As Dern wrote, “I had been raised by actors, bearing witness to collaborations that I watched my parents find. It was in those friendships, with a language understood only by them and their maestros, that had me fall in love with acting as a dream profession. When I met you, I knew I had found mine. I just never imagined when I was a teenager that I would be so blessed to spend all these years shapeshifting and growing, directed by your guidance on the life ride of art. You gave me an opportunity to explore every aspect of the female psyche, to play out archetypes and then shatter any former understanding of them. You pushed me toward fearlessness.
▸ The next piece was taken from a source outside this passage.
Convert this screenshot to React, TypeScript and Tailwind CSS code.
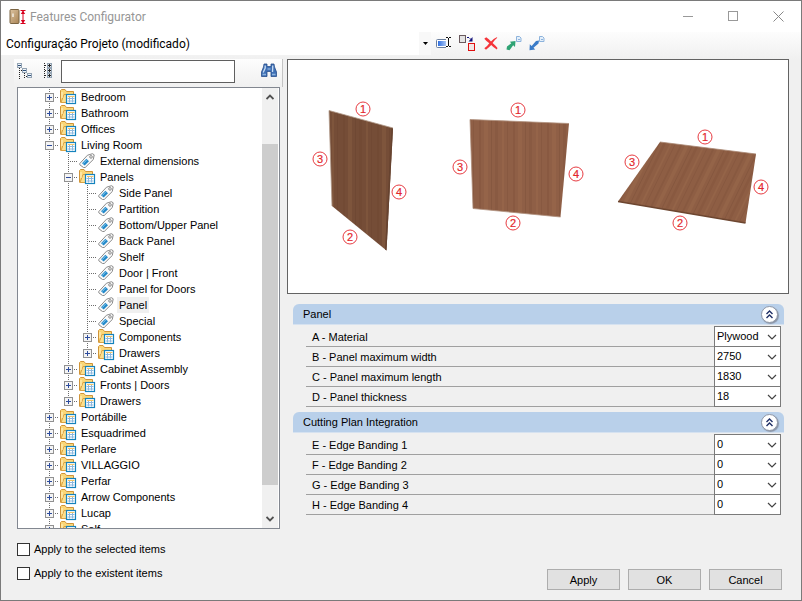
import { useState } from 'react'

type Guide = 'line' | 'leaf' | 'plus' | 'plusEnd' | 'minus'

type TreeRow = {
  label: string
  kind: 'folder' | 'tag'
  guides: Guide[]
}

/* ── Tree data, one entry per visible row ──────────────────────────────── */
const TREE: TreeRow[] = [
  { label: 'Bedroom', kind: 'folder', guides: ['plus'] },
  { label: 'Bathroom', kind: 'folder', guides: ['plus'] },
  { label: 'Offices', kind: 'folder', guides: ['plus'] },
  { label: 'Living Room', kind: 'folder', guides: ['minus'] },
  { label: 'External dimensions', kind: 'tag', guides: ['line', 'leaf'] },
  { label: 'Panels', kind: 'folder', guides: ['line', 'minus'] },
  { label: 'Side Panel', kind: 'tag', guides: ['line', 'line', 'leaf'] },
  { label: 'Partition', kind: 'tag', guides: ['line', 'line', 'leaf'] },
  { label: 'Bottom/Upper Panel', kind: 'tag', guides: ['line', 'line', 'leaf'] },
  { label: 'Back Panel', kind: 'tag', guides: ['line', 'line', 'leaf'] },
  { label: 'Shelf', kind: 'tag', guides: ['line', 'line', 'leaf'] },
  { label: 'Door | Front', kind: 'tag', guides: ['line', 'line', 'leaf'] },
  { label: 'Panel for Doors', kind: 'tag', guides: ['line', 'line', 'leaf'] },
  { label: 'Panel', kind: 'tag', guides: ['line', 'line', 'leaf'] },
  { label: 'Special', kind: 'tag', guides: ['line', 'line', 'leaf'] },
  { label: 'Components', kind: 'folder', guides: ['line', 'line', 'plus'] },
  { label: 'Drawers', kind: 'folder', guides: ['line', 'line', 'plusEnd'] },
  { label: 'Cabinet Assembly', kind: 'folder', guides: ['line', 'plus'] },
  { label: 'Fronts | Doors', kind: 'folder', guides: ['line', 'plus'] },
  { label: 'Drawers', kind: 'folder', guides: ['line', 'plusEnd'] },
  { label: 'Portábille', kind: 'folder', guides: ['plus'] },
  { label: 'Esquadrimed', kind: 'folder', guides: ['plus'] },
  { label: 'Perlare', kind: 'folder', guides: ['plus'] },
  { label: 'VILLAGGIO', kind: 'folder', guides: ['plus'] },
  { label: 'Perfar', kind: 'folder', guides: ['plus'] },
  { label: 'Arrow Components', kind: 'folder', guides: ['plus'] },
  { label: 'Lucap', kind: 'folder', guides: ['plus'] },
  { label: 'Self', kind: 'folder', guides: ['plus'] },
]

const GROUPS = [
  {
    title: 'Panel',
    rows: [
      { label: 'A - Material', value: 'Plywood' },
      { label: 'B - Panel maximum width', value: '2750' },
      { label: 'C - Panel maximum length', value: '1830' },
      { label: 'D - Panel thickness', value: '18' },
    ],
  },
  {
    title: 'Cutting Plan Integration',
    rows: [
      { label: 'E - Edge Banding 1', value: '0' },
      { label: 'F - Edge Banding 2', value: '0' },
      { label: 'G - Edge Banding 3', value: '0' },
      { label: 'H - Edge Banding 4', value: '0' },
    ],
  },
]

const MARKERS: [number, number, number][] = [
  [1, 363, 109], [2, 350, 237], [3, 320, 159], [4, 399, 192],
  [1, 518, 110], [2, 513, 223], [3, 460, 167], [4, 576, 174],
  [1, 705, 137], [2, 680, 223], [3, 632, 162], [4, 761, 187],
]

/* ── Icons ─────────────────────────────────────────────────────────────── */
function AppIcon() {
  return (
    <svg width="17" height="16" viewBox="0 0 17 16" aria-hidden="true">
      <defs>
        <linearGradient id="door" x1="0" y1="0" x2="1" y2="1">
          <stop offset="0" stopColor="#dcc3a0" />
          <stop offset="1" stopColor="#a98455" />
        </linearGradient>
      </defs>
      <rect x="1" y="0.5" width="9" height="14" rx="1" fill="url(#door)" stroke="#7b6442" />
      <path d="M4 4.500v3.500" stroke="#f6f2ea" strokeWidth="1.4" />
      <path d="M11.500 1.500h5M11.500 14.500h5M14 2v12" stroke="#d8001e" fill="none" />
      <path d="M14 1.500l2.200 3.500h-4.400zM14 14.500l2.200-3.500h-4.400z" fill="#d8001e" />
    </svg>
  )
}

function FolderIcon() {
  return (
    <svg className="ml-px shrink-0" width="17" height="16" viewBox="0 0 17 16" aria-hidden="true">
      <path d="M0.5 13.500V1.500L1.500 0.500H5L6.500 2.500H13.500V7" fill="#fbd778" stroke="#d09439" />
      <path d="M1 13.500L4 5.500H14V13.500z" fill="#fddf8c" stroke="#d9a245" />
      <path d="M2 3v6" stroke="#fff0bf" strokeWidth="1.200" />
      <rect x="6.500" y="5.500" width="9" height="9" fill="#fff" stroke="#1583bd" strokeWidth="1.200" />
      <path d="M8 7.500h6.500" stroke="#f0c468" />
      <path d="M9.500 8v5.500M12.500 8v5.500M7.500 9.500h7M7.500 12h7" stroke="#8db8de" />
    </svg>
  )
}

function TagIcon() {
  return (
    <svg className="ml-px shrink-0" width="17" height="16" viewBox="0 0 17 16" aria-hidden="true">
      <path d="M0.800 10.500L8.500 2.200L13.500 0.700L15.200 1.800L14.300 6.500L6.200 14.500L4.500 14.500L0.800 11.800z" fill="#fafafa" stroke="#8b8b8b" />
      <path d="M3 10.300L7.300 5.700L10 8.200L5.700 12.500z" fill="#2389c9" />
      <path d="M4.200 10.600L7.800 6.800" stroke="#8acbee" />
      <circle cx="12" cy="3.900" r="1.300" fill="#fff" stroke="#7c7c7c" strokeWidth="0.900" />
    </svg>
  )
}

function GuideCell({ type }: { type: Guide }) {
  const box = type === 'plus' || type === 'plusEnd' || type === 'minus'
  const drawing = (
    <svg className="block" width="19" height="16" viewBox="0 0 19 16" shapeRendering="crispEdges" aria-hidden="true">
      <path d={type === 'plusEnd' ? 'M9.5 0V8' : 'M9.5 0V16'} stroke="#6d6d6d" strokeDasharray="1 1" />
      {type !== 'line' && <path d="M9 8.500H19" stroke="#6d6d6d" strokeDasharray="1 1" />}
      {box && (
        <>
          <rect x="5.500" y="4.500" width="8" height="8" fill="#f4f4f4" stroke="#919191" />
          <path d={type === 'minus' ? 'M7 8.500h5' : 'M7 8.500h5M9.500 6v5'} stroke="#2c4b9c" />
        </>
      )}
    </svg>
  )
  if (!box) return <span className="shrink-0">{drawing}</span>
  return (
    <button type="button" className="shrink-0" aria-label={type === 'minus' ? 'Collapse' : 'Expand'}>
      {drawing}
    </button>
  )
}

function CollapseAllIcon() {
  return (
    <svg width="16" height="16" viewBox="0 0 16 16" shapeRendering="crispEdges" aria-hidden="true">
      <path d="M2.500 5v11M7.500 10v6M5 7.500h-2M10 13.500h-2" stroke="#222" strokeDasharray="1 1" fill="none" />
      <g fill="#eef3f8" stroke="#93a3b3">
        <rect x="0.500" y="0.500" width="4" height="4" />
        <rect x="5.500" y="5.500" width="4" height="4" />
        <rect x="10.500" y="10.500" width="4" height="4" />
      </g>
      <path d="M1 2.500h3M6 7.500h3M11 12.500h3" stroke="#31537c" />
    </svg>
  )
}

function ExpandAllIcon() {
  return (
    <svg width="10" height="16" viewBox="0 0 10 16" shapeRendering="crispEdges" aria-hidden="true">
      <path d="M1.500 0v16M2 2.500h3M2 7.500h3M2 12.500h3" stroke="#222" strokeDasharray="1 1" />
      <g fill="#dfe6ec" stroke="#93a3b3">
        <rect x="4.500" y="0.500" width="4" height="4" />
        <rect x="4.500" y="5.500" width="4" height="4" />
        <rect x="4.500" y="10.500" width="4" height="4" />
      </g>
      <path d="M5 2.500h3M5 7.500h3M5 12.500h3M6.500 1v3M6.500 6v3M6.500 11v3" stroke="#222" />
    </svg>
  )
}

function BinocularsIcon() {
  return (
    <svg width="16" height="15" viewBox="0 0 16 15" aria-hidden="true">
      <path d="M3 1h3v2.500h4V1h3l.5 3 2 5v4.500H10V8.500H6v5H.5V9l2-5z" fill="#3f70b5" stroke="#2a4f8c" strokeWidth="0.800" />
      <path d="M4.200 2.500v2.500L2.200 9.500M11.700 2.500v2.500L11.500 9" stroke="#c9ddf3" strokeWidth="1.300" fill="none" />
      <path d="M1.500 11.500h3.500M11 11.500h3.500" stroke="#8db3de" strokeWidth="1.600" />
      <path d="M6.500 6h3" stroke="#a9c6e8" />
    </svg>
  )
}

function RenameIcon() {
  return (
    <svg width="16" height="16" viewBox="0 0 16 16" aria-hidden="true">
      <defs>
        <linearGradient id="field" x1="0" x2="1">
          <stop offset="0" stopColor="#2f6fe0" />
          <stop offset="1" stopColor="#a9c6f6" />
        </linearGradient>
      </defs>
      <rect x="0.500" y="4.500" width="12" height="8" rx="1" fill="#fff" stroke="#6b7f9e" />
      <rect x="2" y="6" width="8" height="5" fill="url(#field)" />
      <rect x="10" y="3" width="4" height="10" fill="#fbfbfb" />
      <path d="M10 2.500h2M13 2.500h2M12.500 3v8M10 11.500h2M13 11.500h2" stroke="#111" />
    </svg>
  )
}

function ReplaceIcon() {
  return (
    <svg width="17" height="17" viewBox="0 0 17 17" aria-hidden="true">
      <rect x="0.500" y="0.500" width="6" height="7" fill="#e4e4e4" stroke="#6a5a5e" />
      <path d="M8 2.500h2l2 2" stroke="#10107a" fill="none" strokeDasharray="2 1" />
      <path d="M13.500 2v4.500H9.500z" fill="#10107a" />
      <rect x="9.500" y="8.500" width="6" height="7" fill="#f1e6e6" stroke="#e00f0f" />
    </svg>
  )
}

function DeleteIcon() {
  return (
    <svg width="14" height="13" viewBox="0 0 14 13" aria-hidden="true">
      <path d="M0.300 1.800L2.200 0.300Q5 2 7 4.500Q9.500 1.500 12.700 0.200L13.300 0.800Q10.500 3 8.600 6Q11.500 8.500 13.500 11L12.800 12.500Q9.500 10.500 7.200 8Q5 10.500 2 12.700L0.300 11.200Q3.500 9 5.300 6.200Q2.500 4.500 0.300 1.800z" fill="#f5343a" />
    </svg>
  )
}

function PageGlyph() {
  return (
    <>
      <path d="M10.500 0.500h3l1.500 1.500v3.500h-4.500z" fill="#e4effa" stroke="#8db3dc" />
      <path d="M12 3.500h2" stroke="#8db3dc" />
    </>
  )
}

function ExportIcon() {
  return (
    <svg width="16" height="15" viewBox="0 0 16 15" aria-hidden="true">
      <PageGlyph />
      <path d="M9.500 5L9 11L7.200 9.200L3.500 14.200L0.500 13.500L1 10.500L5.300 7.300L3.800 5.800z" fill="#2fa374" />
    </svg>
  )
}

function ImportIcon() {
  return (
    <svg width="16" height="15" viewBox="0 0 16 15" aria-hidden="true">
      <PageGlyph />
      <path d="M0.500 14.200L0.800 8.300L2.700 10L7 5L10 4.500L9.500 7.500L4.500 11.700L6.200 13.500z" fill="#3a7bc8" />
    </svg>
  )
}

function Chevron({ up }: { up?: boolean }) {
  return (
    <svg width="10" height="6" viewBox="0 0 10 6" fill="none" aria-hidden="true">
      <path d={up ? 'M1 5L5 1L9 5' : 'M1 1L5 5L9 1'} stroke="#444" strokeWidth="1.200" />
    </svg>
  )
}

/* Heavier arrow used by the scroll bar */
function ScrollArrow({ up }: { up?: boolean }) {
  return (
    <svg width="8" height="6" viewBox="0 0 8 6" fill="none" aria-hidden="true">
      <path d={up ? 'M0.500 5L4 1.500L7.500 5' : 'M0.500 1L4 4.500L7.500 1'} stroke="#505050" strokeWidth="1.800" />
    </svg>
  )
}

/* ── Wooden panels with numbered edges ─────────────────────────────────── */
function GrainRects() {
  return (
    <>
      <rect x="3" width="2" height="40" fill="#5a3321" opacity="0.12" />
      <rect x="8" width="4" height="40" fill="#c08a66" opacity="0.12" />
      <rect x="15" width="1" height="40" fill="#4e2b1b" opacity="0.14" />
      <rect x="19" width="3" height="40" fill="#5a3321" opacity="0.1" />
      <rect x="26" width="2" height="40" fill="#c08a66" opacity="0.12" />
      <rect x="31" width="1" height="40" fill="#5a3321" opacity="0.14" />
    </>
  )
}

function Preview() {
  return (
    <svg className="block h-[233px] w-full" viewBox="288 60 500 233" role="img" aria-label="Panel edge numbering">
      <defs>
        <pattern id="grain" width="34" height="40" patternUnits="userSpaceOnUse">
          <GrainRects />
        </pattern>
        <pattern id="grainFlat" width="34" height="40" patternUnits="userSpaceOnUse" patternTransform="skewX(-26)">
          <GrainRects />
        </pattern>
      </defs>
      <path d="M329 110.500L393 128L386.500 250.500L332 206z" fill="#754d37" />
      <path d="M329 110.500L393 128L386.500 250.500L332 206z" fill="url(#grain)" />
      <path d="M393 128L386.500 250.500L385 249.500L391.500 128z" fill="#664330" />
      <path d="M332 206L329 110.500L393 128" fill="none" stroke="#b39c8c" strokeWidth="0.800" />

      <path d="M470 119.500L569 123.500L560.500 217L473 208.500z" fill="#8f5f46" />
      <path d="M470 119.500L569 123.500L560.500 217L473 208.500z" fill="url(#grain)" />
      <path d="M569 123.500L470 119.500L473 208.500L560.500 217" fill="none" stroke="#b0917e" strokeWidth="0.800" />

      <path d="M660 142L756 154L745.500 223L618 201.500z" fill="#8e5e44" />
      <path d="M660 142L756 154L745.500 223L618 201.500z" fill="url(#grainFlat)" />
      <path d="M618 201.500L745.500 223" stroke="#6d4630" strokeWidth="1.500" />
      <path d="M660 142L756 154" stroke="#a98873" strokeWidth="0.800" />

      {MARKERS.map(([n, x, y]) => (
        <g key={`${x}-${y}`}>
          <circle cx={x} cy={y} r="7" fill="#fff" stroke="#e3262c" strokeWidth="0.900" />
          <text x={x} y={y + 4} textAnchor="middle" fontSize="11" fill="#e3262c" stroke="#e3262c" strokeWidth="0.200">
            {n}
          </text>
        </g>
      ))}
    </svg>
  )
}

/* ── Property group ────────────────────────────────────────────────────── */
function Group({ title, rows }: { title: string; rows: { label: string; value: string }[] }) {
  return (
    <section className="mb-[5px]">
      <header className="flex h-[21px] items-center justify-between rounded-t-md border-b border-[#d6e2f0] bg-[#b9d0ea] pr-1.5 pl-2.5">
        <h2>{title}</h2>
        <button
          type="button"
          aria-label={`Collapse ${title}`}
          className="flex size-[17px] items-center justify-center rounded-full border border-[#8f98a8] bg-white shadow-[1px_1px_1px_#8a94a6]"
        >
          <svg width="9" height="9" viewBox="0 0 9 9" fill="none" aria-hidden="true">
            <path d="M1.500 4L4.500 1L7.500 4M1.500 8L4.500 5L7.500 8" stroke="#1f2f66" strokeWidth="1.400" />
          </svg>
        </button>
      </header>
      <div className="mt-0.5 mr-[3px] ml-[13px]">
        {rows.map(({ label, value }) => (
          <div key={label} className="flex">
            <label htmlFor={label} className="flex h-5 flex-1 items-center border-b border-[#a0a0a0] pl-1.5">
              {label}
            </label>
            <div className="relative -mt-px w-[67px]">
              <select
                id={label}
                className="block h-[21px] w-full appearance-none border border-[#7a7a7a] bg-white pr-4 pb-px pl-0.5 text-[11px]"
              >
                <option>{value}</option>
              </select>
              <span className="pointer-events-none absolute top-2 right-1">
                <Chevron />
              </span>
            </div>
          </div>
        ))}
      </div>
    </section>
  )
}

export default function App() {
  const [selected, setSelected] = useState('Panel')

  return (
    <div className="flex h-screen flex-col border border-[#7a7a7a] bg-[#f0f0f0] font-['Liberation_Sans',Arial,sans-serif] text-[11px] leading-4 text-black">
      {/* Title bar */}
      <header className="flex h-[31px] shrink-0 items-center bg-white pl-2">
        <AppIcon />
        <h1 className="ml-1 flex-1 font-[Roboto,sans-serif] text-xs text-[#969696]">Features Configurator</h1>
        <button type="button" aria-label="Minimize" className="flex h-full w-[45px] items-center justify-center">
          <svg width="11" height="11" viewBox="0 0 11 11" aria-hidden="true">
            <path d="M0 5.500h10" stroke="#999" />
          </svg>
        </button>
        <button type="button" aria-label="Maximize" className="flex h-full w-[45px] items-center justify-center">
          <svg width="11" height="11" viewBox="0 0 11 11" fill="none" aria-hidden="true">
            <rect x="0.500" y="0.500" width="9" height="9" stroke="#999" />
          </svg>
        </button>
        <button type="button" aria-label="Close" className="flex h-full w-[45px] items-center justify-center">
          <svg width="11" height="11" viewBox="0 0 11 11" aria-hidden="true">
            <path d="M0.500 0.500l10 10M10.500 0.500l-10 10" stroke="#888" />
          </svg>
        </button>
      </header>

      {/* Configuration toolbar */}
      <div className="flex h-[27px] shrink-0 items-start bg-linear-to-b from-[#fdfdfd] to-[#f0f0f0]">
        <div className="relative w-[430px]">
          <select
            aria-label="Configuration"
            className="block h-[23px] w-full appearance-none bg-white pl-[5px] font-[Roboto,sans-serif] text-xs"
          >
            <option>Configuração Projeto (modificado)</option>
          </select>
          <span className="pointer-events-none absolute top-0 right-0 flex h-[23px] w-3 items-center justify-center bg-[#f8f8f8]">
            <svg width="5" height="3" viewBox="0 0 5 3" aria-hidden="true">
              <path d="M0 0h5L2.500 3z" fill="#000" />
            </svg>
          </span>
        </div>
        <div className="flex h-[22px] items-center gap-[7px] pl-[5px]">
          <button type="button" aria-label="Rename"><RenameIcon /></button>
          <button type="button" aria-label="Replace"><ReplaceIcon /></button>
          <button type="button" aria-label="Delete" className="px-px"><DeleteIcon /></button>
          <button type="button" aria-label="Export"><ExportIcon /></button>
          <button type="button" aria-label="Import"><ImportIcon /></button>
        </div>
      </div>

      <main className="flex min-h-0 flex-1 pr-3">
        {/* Feature tree */}
        <div className="mr-1 ml-[13px] flex w-[269px] shrink-0 flex-col">
          <div className="flex h-7 shrink-0 items-start border-r border-[#c4c4c4] bg-linear-to-b from-[#fdfdfd] to-[#f0f0f0] pt-px pl-[3px]">
            <button type="button" aria-label="Collapse all" className="pt-[3px]"><CollapseAllIcon /></button>
            <button type="button" aria-label="Expand all" className="mr-2 ml-[10px] pt-[3px]"><ExpandAllIcon /></button>
            <input
              type="text"
              aria-label="Search"
              className="h-[23px] w-[174px] border border-[#5f5f5f] bg-white px-1"
            />
            <button type="button" aria-label="Find" className="ml-auto pt-[3px] pr-[5px]"><BinocularsIcon /></button>
          </div>

          <div className="mr-[3px] ml-[3px] flex min-h-0 flex-1 border border-[#828790] bg-white">
            <ul className="min-w-0 flex-1 overflow-hidden pt-px pl-[22px]">
              {TREE.map((row, i) => (
                <li key={i} className="flex h-4 items-center whitespace-nowrap">
                  {row.guides.map((g, j) => (
                    <GuideCell key={j} type={g} />
                  ))}
                  {row.kind === 'folder' ? <FolderIcon /> : <TagIcon />}
                  <button
                    type="button"
                    onClick={() => setSelected(row.label)}
                    className={`ml-0.5 px-0.5 ${selected === row.label ? 'bg-[#f0f0f0]' : ''}`}
                  >
                    {row.label}
                  </button>
                </li>
              ))}
            </ul>
            <div className="flex w-[17px] shrink-0 flex-col border-r border-white bg-[#f0f0f0]">
              <button type="button" aria-label="Scroll up" className="flex h-[18px] items-center justify-center">
                <ScrollArrow up />
              </button>
              <div className="flex flex-1 flex-col">
                <div className="basis-[38px]" />
                <div className="flex-1 bg-[#cdcdcd]" />
                <div className="basis-[25px]" />
              </div>
              <button type="button" aria-label="Scroll down" className="flex h-[18px] items-center justify-center">
                <ScrollArrow />
              </button>
            </div>
          </div>
        </div>

        {/* Preview and properties */}
        <div className="flex min-w-0 flex-1 flex-col">
          <div className="mb-2.5 border border-[#636363] bg-white">
            <Preview />
          </div>
          <div className="mr-[5px] ml-1.5">
            {GROUPS.map((g) => (
              <Group key={g.title} title={g.title} rows={g.rows} />
            ))}
          </div>
        </div>
      </main>

      <footer className="flex shrink-0 justify-between pt-3 pr-[19px] pb-2.5 pl-4">
        <div className="flex flex-col gap-2 pb-[9px]">
          {['Apply to the selected items', 'Apply to the existent items'].map((text) => (
            <label key={text} className="flex items-center gap-1">
              <input type="checkbox" className="size-[13px] appearance-none border border-[#333] bg-white checked:bg-[#333]" />
              {text}
            </label>
          ))}
        </div>
        <div className="flex items-end gap-2">
          {['Apply', 'OK', 'Cancel'].map((text) => (
            <button key={text} type="button" className="h-[21px] w-[73px] border border-[#adadad] bg-[#e1e1e1]">
              {text}
            </button>
          ))}
        </div>
      </footer>
    </div>
  )
}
You brought me to haunted spaces of terror, also holy ones, and you even helped me find the hilarious in tragedy. You made me believe in all that is good in our country and fear all that lies beneath.”
Dern added, “Through you, I’ve learned what it means to be loved without judgment, just pure acceptance. You have forever transformed all of art, be it film or music or painting or cartoons or giving the weather report — all of it became a space for dreaming. All of it brought you equal joy and creative bliss and was led in the moment by deep instinct and creative consciousness. You made art every day because you had to. You meditated every day as a dedicated act of service. You lived in gratitude and grace. You never knew bitterness. In life, you always felt lucky.”